Professional ratings
Review scores
| Source | Rating |
| AllMusic | Star Half star |
| Christgau's Record Guide | C |
| New Musical Express | 7/10 |

==Track listings==
===European version===

Side one
| No. | Title | Writer(s) | Original album | Length |
|---|---|---|---|---|
| 1. | "Hit Me with Your Best Shot" (single version) | Eddie Schwartz | Crimes of Passion (1980) | 2:51 |
| 2. | "Love Is a Battlefield" (single version) | Mike Chapman, Holly Knight | Live from Earth (1983) | 4:12 |
| 3. | "We Belong" (single version) | Eric Lowen, Dan Navarro | Tropico (1984) | 3:42 |
| 4. | "We Live for Love" (remixed version) | Neil Giraldo | In the Heat of the Night (1979) | 3:58 |
| 5. | "Sex as a Weapon" | Tom Kelly, Billy Steinberg | Seven the Hard Way (1985) | 4:19 |
| 6. | "Invincible" (Theme from The Legend of Billie Jean) (single version) | Simon Climie, Knight | Seven the Hard Way | 4:04 |

Side two
| No. | Title | Writer(s) | Original album | Length |
|---|---|---|---|---|
| 7. | "Shadows of the Night" (single version) | D. L. Byron | Get Nervous (1982) | 3:42 |
| 8. | "Heartbreaker" | Geoff Gill, Clint Wade | In the Heat of the Night | 3:28 |
| 9. | "Fire and Ice" | Kelly, Scott St.

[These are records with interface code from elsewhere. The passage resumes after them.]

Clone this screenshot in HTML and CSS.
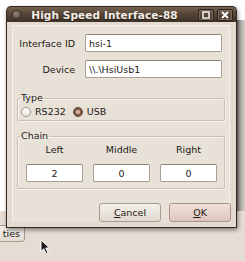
FILE: index.html
```html
<!DOCTYPE html>
<html lang="en">
<head>
  <meta charset="UTF-8" />
  <title>High Speed Interface-88</title>
  <link rel="stylesheet" href="styles.css">
</head>
<body>

  <div class="desktop">
    <!-- area behind the dialog -->
    <div class="backdrop">
      <div class="edge"></div>
    </div>
    <div class="panel">
      <button class="task-btn">ties</button>
    </div>

    <!-- Dialog window -->
    <div class="window">
      <div class="titlebar">
        <span class="win-dot"></span>
        <span class="win-title">High Speed Interface-88</span>
        <span class="win-btn">
          <svg viewBox="0 0 8 8" width="8" height="8"><rect x="1" y="1" width="6" height="6" fill="none" stroke="#fff" stroke-width="1.4"/></svg>
        </span>
        <span class="win-btn">
          <svg viewBox="0 0 8 8" width="8" height="8"><path d="M1 1L7 7M7 1L1 7" stroke="#fff" stroke-width="1.8"/></svg>
        </span>
      </div>

      <div class="frame">
        <div class="content">
          <div class="fields">
            <label class="field-label" for="ifid">Interface ID</label>
            <input class="entry" id="ifid" value="hsi-1">
            <label class="field-label" for="dev">Device</label>
            <input class="entry" id="dev" value="\\.\HsiUsb1">
          </div>

          <fieldset class="group group-type">
            <legend>Type</legend>
            <div class="radios">
              <label class="radio"><input type="radio" name="type"> RS232</label>
              <label class="radio"><input type="radio" name="type" checked> USB</label>
            </div>
          </fieldset>

          <fieldset class="group group-chain">
            <legend>Chain</legend>
            <div class="chain">
              <span class="chain-label">Left</span>
              <span class="chain-label">Middle</span>
              <span class="chain-label">Right</span>
              <input class="entry small" value="2">
              <input class="entry small" value="0">
              <input class="entry small" value="0">
            </div>
          </fieldset>

          <div class="actions">
            <button class="btn"><u>C</u>ancel</button>
            <button class="btn btn-default"><u>O</u>K</button>
          </div>
        </div>
      </div>
    </div>

    <!-- mouse pointer -->
    <svg class="cursor" viewBox="0 0 11 16" width="11" height="16">
      <path d="M1 1L1 12.5L3.8 9.8L6 14.6L8 13.7L5.8 9L9.6 9Z" fill="#1c1c1c" stroke="#fff" stroke-width="1" stroke-linejoin="round"/>
    </svg>
  </div>

</body>
</html>
```

FILE: styles.css
```css
html, body {
  margin: 0;
  padding: 0;
  background: #fff;
  font-family: "DejaVu Sans", "Liberation Sans", sans-serif;
  font-size: 9.5px;
  color: #1e1a16;
}

.desktop {
  position: relative;
  width: 245px;
  height: 261px;
  overflow: hidden;
  display: flex;
  flex-direction: column;
}

.backdrop {
  height: 211px;
  background: #fff;
  display: flex;
  justify-content: flex-end;
  padding-top: 20px;
  box-sizing: border-box;
}

.edge {
  width: 8px;
  background: linear-gradient(to right, #6f6a66, #a7a39f 30%, #cfccc8);
}

.panel {
  flex: 1;
  background: #e5ddd3;
  padding-top: 14px;
}

.task-btn {
  display: block;
  margin-left: -22px;
  width: 47px;
  height: 17px;
  padding: 0 4px 0 0;
  text-align: right;
  font: inherit;
  color: #1e1a16;
  background: linear-gradient(#f1ede8, #e3dcd3);
  border: 1px solid #a79d91;
  border-radius: 3px;
}

/* window */
.window {
  position: absolute;
  left: 6px;
  top: 6px;
  width: 231px;
  border-radius: 5px 5px 2px 2px;
  box-shadow: 1px 2px 4px rgba(0, 0, 0, 0.45);
}

.titlebar {
  height: 16px;
  display: flex;
  align-items: center;
  padding: 0 3px 0 6px;
  border-radius: 5px 5px 0 0;
  background: linear-gradient(#74624f, #574638 45%, #3e3128);
  border: 1px solid #35291f;
  border-bottom: none;
  box-sizing: border-box;
}

.win-dot {
  width: 7px;
  height: 7px;
  border-radius: 50%;
  background: radial-gradient(circle at 40% 35%, #8e827a, #5b5049);
  box-shadow: 0 0 0 1px #3d332b;
}

.win-title {
  flex: 1;
  text-align: center;
  font-weight: bold;
  font-size: 10.5px;
  color: #f4eee6;
  text-shadow: 0 1px 1px #2a2019;
  letter-spacing: 0.1px;
  margin-right: 6px;
}

.win-btn {
  width: 14px;
  height: 10px;
  margin-left: 3px;
  display: flex;
  align-items: center;
  justify-content: center;
  border: 1px solid #2c221a;
  border-radius: 2px;
  background: linear-gradient(#6a5849, #43362c);
  box-shadow: inset 0 0 0 1px #7d6a59;
}

.frame {
  border: 1px solid #35291f;
  border-top: none;
  background: #e3dbd1;
  padding: 3px 6px 5px 5px;
}

.content {
  border: 1px solid #f5f1ec;
  border-bottom: none;
  background: #e8e1d8;
  padding-top: 8px;
}

.fields {
  display: grid;
  grid-template-columns: 72px 137px;
  row-gap: 8px;
  align-items: center;
}

.field-label {
  text-align: right;
  padding-right: 10px;
}

.entry {
  box-sizing: border-box;
  height: 18px;
  margin: 0;
  padding: 0 3px;
  font: inherit;
  color: #1e1a16;
  background: #fff;
  border: 1px solid #a89e92;
  border-top-color: #8f8579;
  border-radius: 2px;
  outline: none;
}

.entry.small {
  width: 57px;
  text-align: center;
}

.group {
  margin: 14px 4px 0;
  padding: 0 0 0 2px;
  border: 1px solid #c9bfb3;
  border-radius: 2px;
  box-shadow: 1px 1px 0 #f6f2ed, inset 1px 1px 0 #f6f2ed;
}

.group legend {
  padding: 0 1px;
  line-height: 12px;
}

.group-chain {
  margin-top: 9px;
}

.radios {
  display: flex;
  align-items: center;
  height: 15px;
  padding-left: 1px;
  padding-bottom: 1px;
  gap: 7px;
}

.radio {
  display: flex;
  align-items: center;
  gap: 4px;
}

.radio input {
  appearance: none;
  margin: 0;
  width: 10px;
  height: 10px;
  border-radius: 50%;
  border: 1px solid #a0968a;
  background: linear-gradient(#ffffff, #ece7e1);
  box-sizing: border-box;
}

.radio input:checked {
  border-color: #5e4030;
  background: radial-gradient(circle, #d8b9a4 0 1.5px, #845a44 2.5px);
}

.chain {
  display: grid;
  grid-template-columns: repeat(3, 57px);
  column-gap: 10px;
  padding: 2px 0 6px 6px;
}

.chain-label {
  text-align: center;
  line-height: 12px;
  margin-bottom: 8px;
}

.actions {
  display: flex;
  justify-content: flex-end;
  gap: 8px;
  margin: 14px -2px 0 0;
}

.btn {
  width: 62px;
  height: 19px;
  padding: 0;
  font: inherit;
  color: #1e1a16;
  border: 1px solid #a69b8e;
  border-radius: 3px;
  background: linear-gradient(#f3efea, #e2dad0);
}

.btn-default {
  border-color: #a8928a;
  background: linear-gradient(#f1e1da, #dcc6bc);
}

.cursor {
  position: absolute;
  left: 40px;
  top: 239px;
}
```
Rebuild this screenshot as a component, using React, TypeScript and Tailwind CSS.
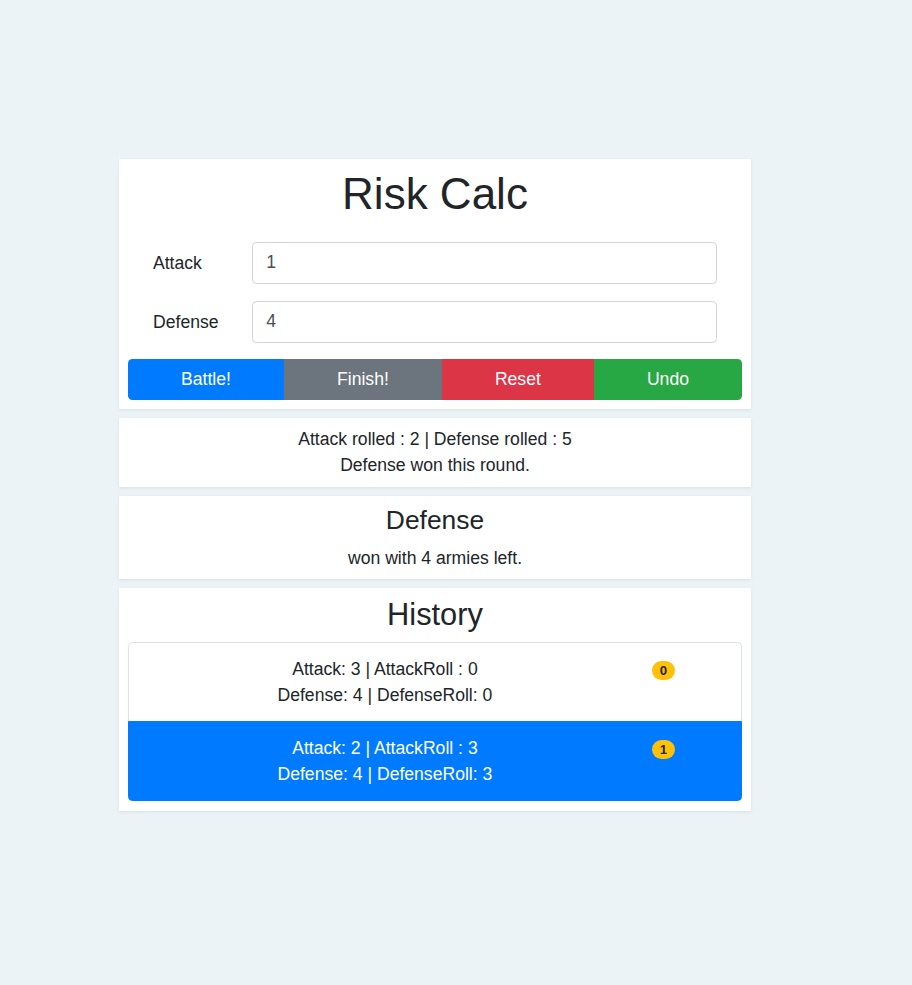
import React from "react";

const font = { fontFamily: '"Liberation Sans", Arial, sans-serif' };

interface HistoryRow {
  id: number;
  attack: number;
  attackRoll: number;
  defense: number;
  defenseRoll: number;
  active?: boolean;
}

const history: HistoryRow[] = [
  { id: 0, attack: 3, attackRoll: 0, defense: 4, defenseRoll: 0 },
  { id: 1, attack: 2, attackRoll: 3, defense: 4, defenseRoll: 3, active: true },
];

function Card({ className, children }: { className?: string; children: React.ReactNode }) {
  return (
    <div className={`bg-white shadow-[0_1px_3px_rgba(0,0,0,0.08)] ${className ?? ""}`}>
      {children}
    </div>
  );
}

function Field({ label, value }: { label: string; value: string }) {
  return (
    <div className="flex items-center px-[25px]">
      <label className="w-[99px] text-[17.6px] text-[#212529]">{label}</label>
      <input
        readOnly
        value={value}
        className="flex-1 h-[42px] rounded-[4.4px] border border-[#ced4da] bg-white px-[13.2px] text-[17.6px] text-[#495057] outline-none"
        style={font}
      />
    </div>
  );
}

export default function App() {
  return (
    <div className="min-h-[985px] bg-[#ebf3f6] pt-[159px] text-[#212529]" style={font}>
      <div className="ml-[119px] flex w-[632px] flex-col gap-[9px]">
        <Card className="p-[9px]">
          <h1 className="text-center text-[44px] leading-[1.2]">Risk Calc</h1>
          <div className="mt-[21px] flex flex-col gap-[17px]">
            <Field label="Attack" value="1" />
            <Field label="Defense" value="4" />
          </div>
          <div className="mt-[16px] flex h-[41px] overflow-hidden rounded-[4.4px] text-[17.6px] text-white">
            <button className="flex-auto bg-[#007bff] px-[13.2px]">Battle!</button>
            <button className="flex-auto bg-[#6c757d] px-[13.2px]">Finish!</button>
            <button className="flex-auto bg-[#dc3545] px-[13.2px]">Reset</button>
            <button className="flex-auto bg-[#28a745] px-[13.2px]">Undo</button>
          </div>
        </Card>

        <Card className="pt-[8px] pb-[8px] text-center text-[17.6px] leading-[26.4px]">
          <div>Attack rolled : 2 | Defense rolled : 5</div>
          <div>Defense won this round.</div>
        </Card>

        <Card className="pt-[9px] pb-[7px] text-center">
          <h4 className="text-[26.4px] leading-[1.2]">Defense</h4>
          <div className="mt-[9px] text-[17.6px] leading-[26.4px]">won with 4 armies left.</div>
        </Card>

        <Card className="px-[9px] pt-[9px] pb-[10px]">
          <h3 className="text-center text-[30.8px] leading-[1.2]">History</h3>
          <div className="mt-[8px] flex flex-col">
            {history.map((row) => (
              <div
                key={row.id}
                className={
                  row.active
                    ? "-mt-px rounded-b-[4.4px] border border-[#007bff] bg-[#007bff] px-[22px] py-[13px] text-white"
                    : "rounded-t-[4.4px] border border-[#dee2e6] bg-white px-[22px] py-[13px]"
                }
              >
                <div className="mx-[-16.5px] flex text-[17.6px] leading-[26px]">
                  <div className="w-10/12 px-[16.5px] text-center">
                    <div>
                      Attack: {row.attack} | AttackRoll : {row.attackRoll}
                    </div>
                    <div>
                      Defense: {row.defense} | DefenseRoll: {row.defenseRoll}
                    </div>
                  </div>
                  <div className="flex w-2/12 items-start px-[16.5px] pt-[5px]">
                    <span className="flex h-[19px] min-w-[23px] items-center justify-center rounded-full bg-[#ffc107] px-[7px] text-[13.2px] leading-none font-bold text-[#212529]">
                      {row.id}
                    </span>
                  </div>
                </div>
              </div>
            ))}
          </div>
        </Card>
      </div>
    </div>
  );
}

Clair Sheets, Pat Benatar | Precious Time (1981) | 3:20 |
| 10. | "Treat Me Right" | Doug Lubahn | Crimes of Passion | 3:28 |
| 11. | "If You Think You Know How to Love Me" (single version) | Chapman, Nicky Chinn | In the Heat of the Night | 3:47 |
| 12. | "You Better Run" | Eddie Brigati, Felix Cavaliere | Crimes of Passion | 3:04 |

===U.S. version===

| No. | Title | Writer(s) | Original album | Length |
|---|---|---|---|---|
| 1. | "Love Is a Battlefield" |  | Live from Earth | 5:24 |
| 2. | "Promises in the Dark" | Giraldo, Benatar | Precious Time | 4:48 |
| 3. | "One Love" | Giraldo, Myron Grombacher | Wide Awake in Dreamland (1988) | 5:12 |
| 4. | "All Fired Up" | Kerryn Tolhurst, Grombacher, Benatar | Wide Awake in Dreamland | 4:27 |
| 5. | "We Live for Love" |  | In the Heat of the Night | 3:55 |
| 6. | "Hell Is for Children" | Giraldo, Benatar, Roger Capps | Crimes of Passion | 4:48 |
| 7. | "Shadows of the Night" |  | Get Nervous | 4:20 |
| 8. | "Hit Me with Your Best Shot" |  | Crimes of Passion | 2:51 |
| 9. | "We Belong" |  | Tropico | 3:40 |
| 10. | "Invincible" |  | Seven the Hard Way | 4:28 |
| 11. | "Fire and Ice" |  | Precious Time | 3:20 |
| 12. | "Heartbreaker" |  | In the Heat of the Night | 3:26 |
| 13. | "Medley: Suffer the Little Children / Hell Is for Children" (live 1988, CD edition bonus track) | Giraldo, Benatar | previously unreleased | 6:45 |
| 14. | "Painted Desert" (CD edition bonus track) | Giraldo, Grombacher | Tropico | 5:24 |
| 15. | "Outlaw Blues" (1989 re-recording, CD edition bonus track) | Giraldo, Grombacher | Tropico | 4:19 |
| Total length: |  |  |  | 67:07 |

==Charts==

===Weekly charts===

Weekly chart performance for Best Shots
| Chart (1987–1989) | Peak position |
|---|---|
| European Albums (Music & Media) | 52 |
| New Zealand Albums (RMNZ) | 5 |
| UK Albums (OCC) | 6 |
| US Billboard 200 | 67 |

===Year-end charts===

Year-end chart performance for Best Shots
| Chart (1987) | Position |
|---|---|
| UK Albums (Gallup) | 61 |

==Certifications==

| Region | Certification | Certified units/sales |
| New Zealand (RMNZ) | Platinum | 15,000^{^} |
| United Kingdom (BPI) | Platinum | 300,000^{^} |
| United States (RIAA) | Platinum | 1,000,000^{^} |
^{^} Shipments figures based on certification alone.